══ Provided information
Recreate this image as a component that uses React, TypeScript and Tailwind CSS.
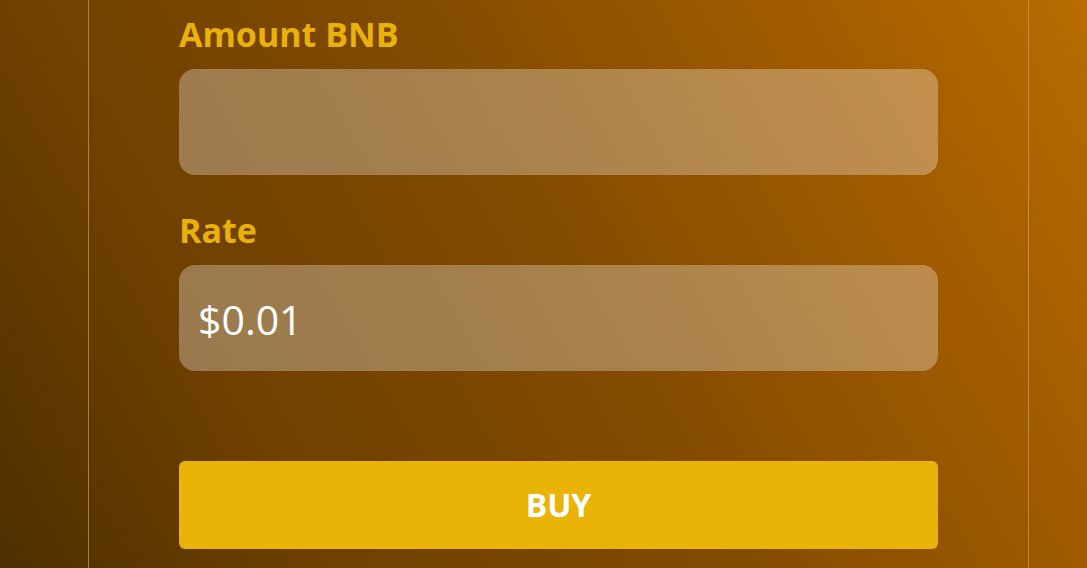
════
══ Provided information
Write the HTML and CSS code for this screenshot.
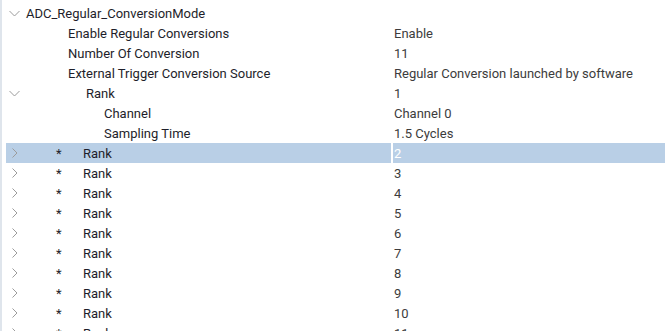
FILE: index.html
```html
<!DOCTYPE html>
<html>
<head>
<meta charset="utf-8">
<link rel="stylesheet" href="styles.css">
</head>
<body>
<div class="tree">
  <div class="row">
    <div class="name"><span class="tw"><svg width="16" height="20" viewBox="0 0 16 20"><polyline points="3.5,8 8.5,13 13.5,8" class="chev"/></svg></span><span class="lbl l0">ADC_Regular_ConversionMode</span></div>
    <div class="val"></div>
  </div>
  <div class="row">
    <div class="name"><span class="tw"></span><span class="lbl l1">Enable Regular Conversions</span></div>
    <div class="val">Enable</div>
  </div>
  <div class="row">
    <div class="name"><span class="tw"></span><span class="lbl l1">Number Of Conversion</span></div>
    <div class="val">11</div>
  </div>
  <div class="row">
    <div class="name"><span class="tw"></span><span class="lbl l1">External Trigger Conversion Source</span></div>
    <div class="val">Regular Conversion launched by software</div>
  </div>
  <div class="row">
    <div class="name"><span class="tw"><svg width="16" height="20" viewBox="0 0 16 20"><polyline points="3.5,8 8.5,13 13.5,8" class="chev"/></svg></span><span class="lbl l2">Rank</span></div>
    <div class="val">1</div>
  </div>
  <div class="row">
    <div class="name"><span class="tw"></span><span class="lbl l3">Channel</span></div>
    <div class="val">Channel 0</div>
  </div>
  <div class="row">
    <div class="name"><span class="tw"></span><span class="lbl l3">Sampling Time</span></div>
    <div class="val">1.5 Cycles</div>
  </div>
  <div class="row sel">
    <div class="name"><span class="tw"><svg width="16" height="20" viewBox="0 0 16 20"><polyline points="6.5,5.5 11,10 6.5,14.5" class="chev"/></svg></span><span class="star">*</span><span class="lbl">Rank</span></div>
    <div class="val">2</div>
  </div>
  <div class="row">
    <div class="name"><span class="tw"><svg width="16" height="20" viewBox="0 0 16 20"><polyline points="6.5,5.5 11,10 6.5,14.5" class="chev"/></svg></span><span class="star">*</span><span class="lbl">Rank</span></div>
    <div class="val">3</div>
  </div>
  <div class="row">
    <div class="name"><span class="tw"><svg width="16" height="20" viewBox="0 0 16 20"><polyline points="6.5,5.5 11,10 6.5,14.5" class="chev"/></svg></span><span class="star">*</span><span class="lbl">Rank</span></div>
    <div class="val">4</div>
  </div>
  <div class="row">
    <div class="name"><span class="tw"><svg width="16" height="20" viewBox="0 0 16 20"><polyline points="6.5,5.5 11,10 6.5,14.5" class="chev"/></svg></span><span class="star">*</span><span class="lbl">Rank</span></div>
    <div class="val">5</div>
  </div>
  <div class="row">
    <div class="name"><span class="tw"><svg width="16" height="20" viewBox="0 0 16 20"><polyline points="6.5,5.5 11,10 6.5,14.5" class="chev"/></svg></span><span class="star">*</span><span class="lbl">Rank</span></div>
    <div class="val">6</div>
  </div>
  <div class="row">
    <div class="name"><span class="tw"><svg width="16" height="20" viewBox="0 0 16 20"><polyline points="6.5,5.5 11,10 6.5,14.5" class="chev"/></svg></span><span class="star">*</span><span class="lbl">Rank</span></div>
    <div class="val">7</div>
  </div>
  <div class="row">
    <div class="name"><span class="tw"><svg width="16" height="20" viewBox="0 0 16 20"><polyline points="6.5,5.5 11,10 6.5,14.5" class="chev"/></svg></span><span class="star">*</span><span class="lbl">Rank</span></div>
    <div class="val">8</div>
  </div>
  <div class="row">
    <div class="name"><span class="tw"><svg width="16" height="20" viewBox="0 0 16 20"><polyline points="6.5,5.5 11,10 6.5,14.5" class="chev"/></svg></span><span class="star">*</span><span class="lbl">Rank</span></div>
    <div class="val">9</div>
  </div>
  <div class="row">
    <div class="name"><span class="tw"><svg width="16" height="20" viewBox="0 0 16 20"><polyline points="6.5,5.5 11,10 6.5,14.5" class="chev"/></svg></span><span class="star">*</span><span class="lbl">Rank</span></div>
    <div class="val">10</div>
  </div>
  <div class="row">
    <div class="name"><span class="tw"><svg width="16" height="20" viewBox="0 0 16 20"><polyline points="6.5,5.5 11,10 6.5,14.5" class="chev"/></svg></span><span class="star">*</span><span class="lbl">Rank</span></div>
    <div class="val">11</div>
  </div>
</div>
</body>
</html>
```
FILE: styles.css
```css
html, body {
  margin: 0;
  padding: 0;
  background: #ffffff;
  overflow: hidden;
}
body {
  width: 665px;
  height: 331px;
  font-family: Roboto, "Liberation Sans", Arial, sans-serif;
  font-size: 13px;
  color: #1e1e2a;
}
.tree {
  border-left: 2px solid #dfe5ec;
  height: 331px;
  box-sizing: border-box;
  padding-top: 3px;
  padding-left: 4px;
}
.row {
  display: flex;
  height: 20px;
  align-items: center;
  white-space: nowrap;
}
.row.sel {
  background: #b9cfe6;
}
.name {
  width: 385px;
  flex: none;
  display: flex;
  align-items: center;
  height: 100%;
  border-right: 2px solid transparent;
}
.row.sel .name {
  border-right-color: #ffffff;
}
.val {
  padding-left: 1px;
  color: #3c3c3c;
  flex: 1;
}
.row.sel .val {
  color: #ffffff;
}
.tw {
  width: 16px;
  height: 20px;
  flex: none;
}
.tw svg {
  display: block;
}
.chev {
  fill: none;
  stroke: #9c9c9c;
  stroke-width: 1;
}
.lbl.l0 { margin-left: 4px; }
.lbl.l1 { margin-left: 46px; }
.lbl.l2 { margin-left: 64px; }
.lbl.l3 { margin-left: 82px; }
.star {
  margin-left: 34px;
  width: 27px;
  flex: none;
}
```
════
══ Provided information
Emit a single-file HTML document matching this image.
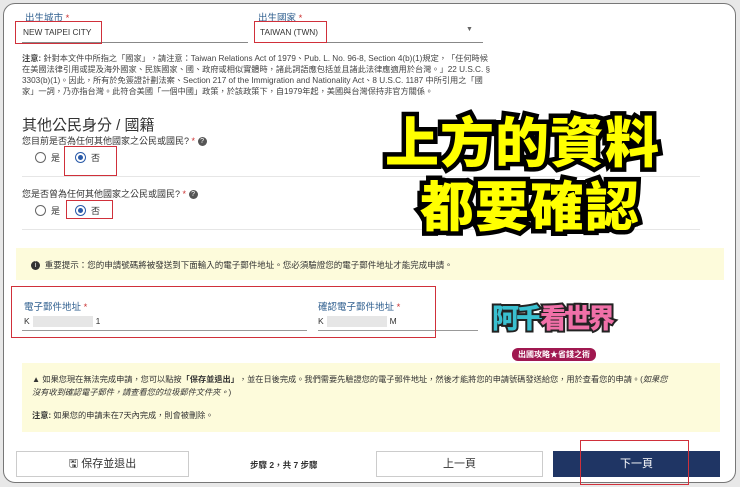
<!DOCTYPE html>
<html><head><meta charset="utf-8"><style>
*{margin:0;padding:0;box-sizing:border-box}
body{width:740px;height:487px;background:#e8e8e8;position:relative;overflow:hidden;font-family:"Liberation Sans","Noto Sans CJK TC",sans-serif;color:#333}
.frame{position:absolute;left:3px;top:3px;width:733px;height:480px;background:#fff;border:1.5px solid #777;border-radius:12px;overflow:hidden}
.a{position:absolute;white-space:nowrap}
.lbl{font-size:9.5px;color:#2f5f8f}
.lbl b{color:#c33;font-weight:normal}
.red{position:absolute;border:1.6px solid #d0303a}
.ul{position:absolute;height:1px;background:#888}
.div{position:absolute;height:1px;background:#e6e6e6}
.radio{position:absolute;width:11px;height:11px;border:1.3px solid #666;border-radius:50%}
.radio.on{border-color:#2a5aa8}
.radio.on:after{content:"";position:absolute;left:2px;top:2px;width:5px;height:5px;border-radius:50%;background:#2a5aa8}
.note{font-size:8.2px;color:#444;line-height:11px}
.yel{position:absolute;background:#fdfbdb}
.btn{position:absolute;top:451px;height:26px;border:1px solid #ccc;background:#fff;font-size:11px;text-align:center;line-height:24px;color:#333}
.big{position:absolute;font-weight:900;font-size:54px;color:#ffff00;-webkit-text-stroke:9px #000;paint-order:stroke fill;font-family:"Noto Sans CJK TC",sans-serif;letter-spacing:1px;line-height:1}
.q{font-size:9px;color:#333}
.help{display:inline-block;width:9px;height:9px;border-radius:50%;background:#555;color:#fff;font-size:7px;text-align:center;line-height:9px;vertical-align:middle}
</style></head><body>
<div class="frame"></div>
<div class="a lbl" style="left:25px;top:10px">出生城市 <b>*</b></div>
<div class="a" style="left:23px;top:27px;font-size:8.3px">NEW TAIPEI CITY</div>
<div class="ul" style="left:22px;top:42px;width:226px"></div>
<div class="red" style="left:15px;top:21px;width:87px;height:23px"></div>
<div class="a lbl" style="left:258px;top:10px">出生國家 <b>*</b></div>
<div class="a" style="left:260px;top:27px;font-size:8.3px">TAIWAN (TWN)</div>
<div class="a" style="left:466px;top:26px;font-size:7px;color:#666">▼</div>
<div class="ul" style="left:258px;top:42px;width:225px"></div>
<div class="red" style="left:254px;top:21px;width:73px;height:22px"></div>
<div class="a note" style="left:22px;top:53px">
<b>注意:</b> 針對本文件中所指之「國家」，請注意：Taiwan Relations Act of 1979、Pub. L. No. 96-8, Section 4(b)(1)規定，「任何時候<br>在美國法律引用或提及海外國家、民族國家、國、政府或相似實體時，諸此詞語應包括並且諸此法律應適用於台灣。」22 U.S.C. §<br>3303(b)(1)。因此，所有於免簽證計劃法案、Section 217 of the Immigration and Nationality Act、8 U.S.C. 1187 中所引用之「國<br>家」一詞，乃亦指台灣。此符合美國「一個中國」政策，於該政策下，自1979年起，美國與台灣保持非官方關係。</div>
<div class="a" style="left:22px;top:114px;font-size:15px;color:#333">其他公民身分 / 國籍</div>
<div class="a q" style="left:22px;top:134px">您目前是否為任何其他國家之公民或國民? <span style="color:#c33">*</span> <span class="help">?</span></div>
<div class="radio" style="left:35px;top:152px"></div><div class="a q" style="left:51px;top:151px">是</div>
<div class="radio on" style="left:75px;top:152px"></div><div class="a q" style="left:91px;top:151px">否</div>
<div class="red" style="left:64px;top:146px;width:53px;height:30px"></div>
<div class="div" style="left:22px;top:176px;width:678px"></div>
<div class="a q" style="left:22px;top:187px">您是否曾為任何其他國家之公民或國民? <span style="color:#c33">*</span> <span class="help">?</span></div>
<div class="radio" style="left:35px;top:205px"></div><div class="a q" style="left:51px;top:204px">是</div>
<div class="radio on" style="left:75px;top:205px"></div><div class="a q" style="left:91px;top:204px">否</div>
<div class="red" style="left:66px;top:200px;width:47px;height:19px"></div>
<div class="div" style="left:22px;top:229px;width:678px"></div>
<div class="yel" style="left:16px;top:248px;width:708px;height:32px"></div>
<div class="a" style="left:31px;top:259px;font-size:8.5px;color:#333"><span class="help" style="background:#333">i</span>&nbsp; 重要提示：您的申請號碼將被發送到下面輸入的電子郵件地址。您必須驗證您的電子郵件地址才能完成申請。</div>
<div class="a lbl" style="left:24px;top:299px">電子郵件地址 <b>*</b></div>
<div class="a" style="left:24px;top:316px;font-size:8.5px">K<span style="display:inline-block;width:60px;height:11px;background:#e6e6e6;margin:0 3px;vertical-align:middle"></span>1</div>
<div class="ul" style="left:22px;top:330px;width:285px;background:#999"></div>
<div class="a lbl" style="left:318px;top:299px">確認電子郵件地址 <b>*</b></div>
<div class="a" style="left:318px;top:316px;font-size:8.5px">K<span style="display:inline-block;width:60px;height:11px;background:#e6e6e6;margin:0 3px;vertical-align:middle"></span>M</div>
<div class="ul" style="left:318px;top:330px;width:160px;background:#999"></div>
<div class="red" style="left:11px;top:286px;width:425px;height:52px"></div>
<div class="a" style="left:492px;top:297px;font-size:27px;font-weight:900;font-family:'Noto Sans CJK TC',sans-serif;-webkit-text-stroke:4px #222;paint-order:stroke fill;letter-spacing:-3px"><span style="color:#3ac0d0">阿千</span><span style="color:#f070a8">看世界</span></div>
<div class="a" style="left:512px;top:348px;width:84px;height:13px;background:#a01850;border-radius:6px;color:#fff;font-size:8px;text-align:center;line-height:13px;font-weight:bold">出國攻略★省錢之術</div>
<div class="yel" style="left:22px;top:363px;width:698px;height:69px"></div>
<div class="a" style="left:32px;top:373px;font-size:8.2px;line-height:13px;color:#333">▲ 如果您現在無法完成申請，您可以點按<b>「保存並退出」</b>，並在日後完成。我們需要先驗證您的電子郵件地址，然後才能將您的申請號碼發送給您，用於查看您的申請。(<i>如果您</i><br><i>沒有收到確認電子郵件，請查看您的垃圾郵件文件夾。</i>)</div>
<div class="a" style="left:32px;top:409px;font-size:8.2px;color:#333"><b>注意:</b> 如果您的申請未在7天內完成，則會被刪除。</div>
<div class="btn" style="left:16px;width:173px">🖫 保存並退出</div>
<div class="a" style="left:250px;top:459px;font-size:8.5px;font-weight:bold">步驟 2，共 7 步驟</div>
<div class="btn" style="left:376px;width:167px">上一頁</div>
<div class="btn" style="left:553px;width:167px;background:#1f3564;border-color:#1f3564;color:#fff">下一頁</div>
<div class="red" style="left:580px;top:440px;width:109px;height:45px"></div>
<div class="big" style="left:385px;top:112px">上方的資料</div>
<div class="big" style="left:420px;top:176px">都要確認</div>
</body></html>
════
The exercise: Search the lines for the string "image" and copy every line that has it.

Result below:
Recreate this image as a component that uses React, TypeScript and Tailwind CSS.
Emit a single-file HTML document matching this image.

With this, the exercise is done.